Compensation : l’Etat ne subventionne plus les carburants

Il fallait s’y attendre : l’agonisant gouvernement Benkirane a finalement décidé de revenir à l’indexation des prix à la pompe des carburants, mesure en vigueur  1995 et 1999. Et encore une fois, le gouvernement Benkirane a choisi la solution de la facilité pour réformer la caisse de compensation.

Après les augmentations des prix à la pompe de juin 2012, et au lieu de mettre en place des mesures viables à long terme et bénéfiques pour les plus démunis, le (presque) gouvernement ne trouve rien de mieux que d’augmenter à nouveau le prix à la pompe.

Où sont les promesses de mise en place d’aides directes, promises par le ministre Boulif en juin 2013? Où sont les mesures permettant aux professionnel du transport de récupérer la subvention directement via des mesures fiscales, en utilisant le mécanisme du gasoil professionnel? Où est le débat global promis par M. Boulif sur la réforme de la compensation, véritable chantier prioritaire pour le Maroc, nécessaire pour sauver les finances publiques. Rien de cela n’a été fait, et il semble que rien ne presse pour un gouvernement préoccupé par sa survie plus qu’autre chose…

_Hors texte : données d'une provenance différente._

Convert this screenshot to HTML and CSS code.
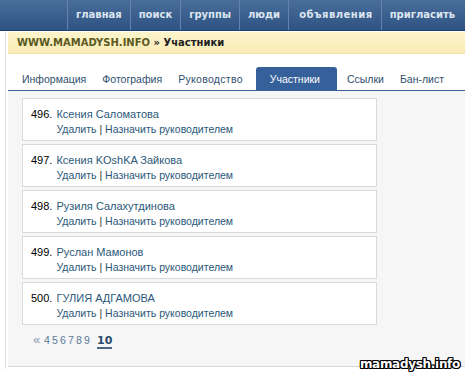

Mais revenons à la subvention du diesel et de l’essence. Un communiqué du gouvernement annonce aujourd’hui que l’État continue tout de même à subventionner à hauteur de 0,8 dhs/litre le super carburant, et à 2,6 dhs/litre pour le gasoil. Qu’en est-il réellement?

La fiscalité sur les carburants est composée de deux taxes : la Taxe Intérieure de Consommation (TIC), qui est fixée à 242,2 DH/hectolitre de diesel et à 376,4 DH/hectolitre de super carburant, ainsi que la TVA dont le taux est de 10% sur le prix de vente (contre 7% avant 2010).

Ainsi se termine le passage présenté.